» **EXERCISE DIRECTIONS**: Everything from the line with "Generate a component" down to the line with "right-0 top-[272px] h-[18px]" below must be printed exactly, those two lines included. Exclude pictures.

» **PROVIDED RECORDS**:
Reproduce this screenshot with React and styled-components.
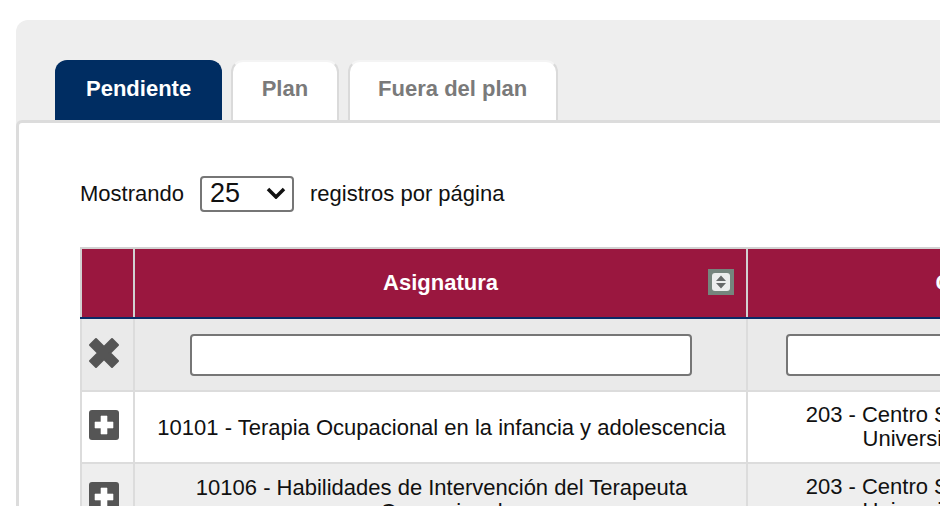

--

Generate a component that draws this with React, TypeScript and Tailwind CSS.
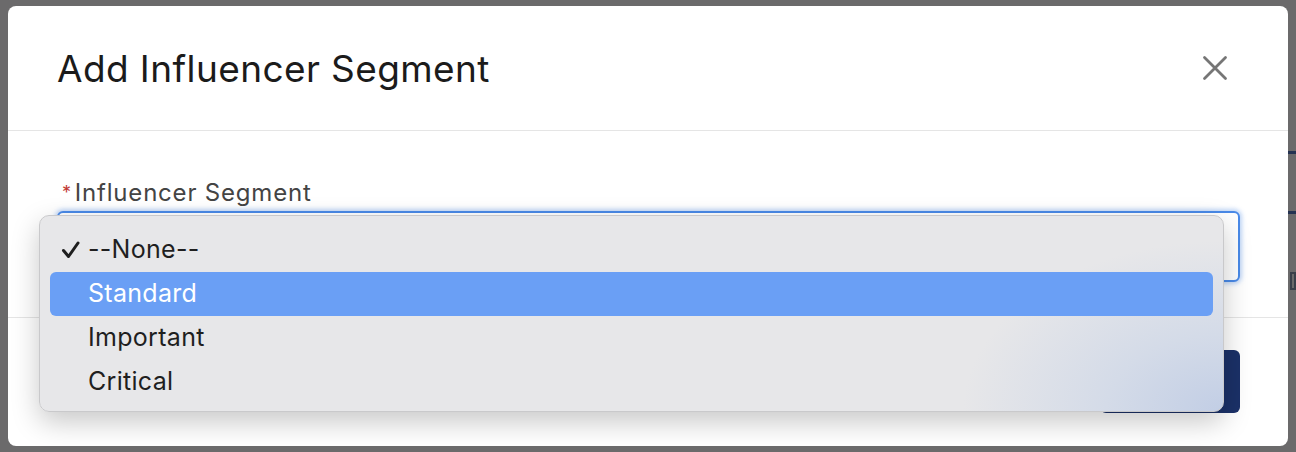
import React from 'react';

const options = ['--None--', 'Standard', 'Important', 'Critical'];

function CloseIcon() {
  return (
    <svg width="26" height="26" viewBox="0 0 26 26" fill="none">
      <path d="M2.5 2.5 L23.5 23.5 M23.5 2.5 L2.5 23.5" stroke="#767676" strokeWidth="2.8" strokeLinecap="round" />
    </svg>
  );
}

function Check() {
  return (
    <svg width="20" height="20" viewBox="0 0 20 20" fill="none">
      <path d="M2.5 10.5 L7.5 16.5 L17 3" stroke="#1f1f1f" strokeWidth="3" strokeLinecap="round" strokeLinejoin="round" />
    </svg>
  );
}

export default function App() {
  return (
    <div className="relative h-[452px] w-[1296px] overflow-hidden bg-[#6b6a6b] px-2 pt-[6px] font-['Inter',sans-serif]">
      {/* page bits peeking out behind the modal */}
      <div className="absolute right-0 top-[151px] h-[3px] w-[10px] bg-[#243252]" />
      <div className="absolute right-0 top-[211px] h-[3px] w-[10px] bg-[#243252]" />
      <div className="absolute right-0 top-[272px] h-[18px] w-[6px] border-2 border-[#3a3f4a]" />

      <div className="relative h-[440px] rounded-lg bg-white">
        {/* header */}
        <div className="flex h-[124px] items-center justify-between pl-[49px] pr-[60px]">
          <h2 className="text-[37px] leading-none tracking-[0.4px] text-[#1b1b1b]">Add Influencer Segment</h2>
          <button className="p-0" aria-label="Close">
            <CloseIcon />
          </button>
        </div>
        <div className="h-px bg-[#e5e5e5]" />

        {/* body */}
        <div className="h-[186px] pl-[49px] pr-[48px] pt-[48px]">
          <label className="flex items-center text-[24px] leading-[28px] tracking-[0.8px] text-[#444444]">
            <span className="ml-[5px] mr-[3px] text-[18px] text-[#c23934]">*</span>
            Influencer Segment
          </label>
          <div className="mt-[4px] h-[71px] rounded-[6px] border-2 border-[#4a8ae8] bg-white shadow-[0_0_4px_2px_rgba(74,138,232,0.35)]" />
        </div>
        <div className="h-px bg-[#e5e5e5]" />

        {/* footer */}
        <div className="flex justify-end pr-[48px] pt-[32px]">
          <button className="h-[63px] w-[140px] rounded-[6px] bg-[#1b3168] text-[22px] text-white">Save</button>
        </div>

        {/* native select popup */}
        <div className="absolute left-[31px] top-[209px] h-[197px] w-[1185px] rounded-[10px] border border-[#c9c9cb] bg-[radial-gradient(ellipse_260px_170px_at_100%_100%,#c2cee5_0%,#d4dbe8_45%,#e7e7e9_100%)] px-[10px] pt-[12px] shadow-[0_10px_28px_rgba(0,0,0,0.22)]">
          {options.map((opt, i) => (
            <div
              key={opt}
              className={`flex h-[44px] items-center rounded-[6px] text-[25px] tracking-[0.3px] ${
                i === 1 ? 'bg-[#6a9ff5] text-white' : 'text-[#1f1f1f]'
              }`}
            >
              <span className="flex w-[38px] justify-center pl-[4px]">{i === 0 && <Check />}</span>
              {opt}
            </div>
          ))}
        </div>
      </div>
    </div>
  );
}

» **CORRECT RESULT**:
Generate a component that draws this with React, TypeScript and Tailwind CSS.
import React from 'react';

const options = ['--None--', 'Standard', 'Important', 'Critical'];

function CloseIcon() {
  return (
    <svg width="26" height="26" viewBox="0 0 26 26" fill="none">
      <path d="M2.5 2.5 L23.5 23.5 M23.5 2.5 L2.5 23.5" stroke="#767676" strokeWidth="2.8" strokeLinecap="round" />
    </svg>
  );
}

function Check() {
  return (
    <svg width="20" height="20" viewBox="0 0 20 20" fill="none">
      <path d="M2.5 10.5 L7.5 16.5 L17 3" stroke="#1f1f1f" strokeWidth="3" strokeLinecap="round" strokeLinejoin="round" />
    </svg>
  );
}

export default function App() {
  return (
    <div className="relative h-[452px] w-[1296px] overflow-hidden bg-[#6b6a6b] px-2 pt-[6px] font-['Inter',sans-serif]">
      {/* page bits peeking out behind the modal */}
      <div className="absolute right-0 top-[151px] h-[3px] w-[10px] bg-[#243252]" />
      <div className="absolute right-0 top-[211px] h-[3px] w-[10px] bg-[#243252]" />
      <div className="absolute right-0 top-[272px] h-[18px] w-[6px] border-2 border-[#3a3f4a]" />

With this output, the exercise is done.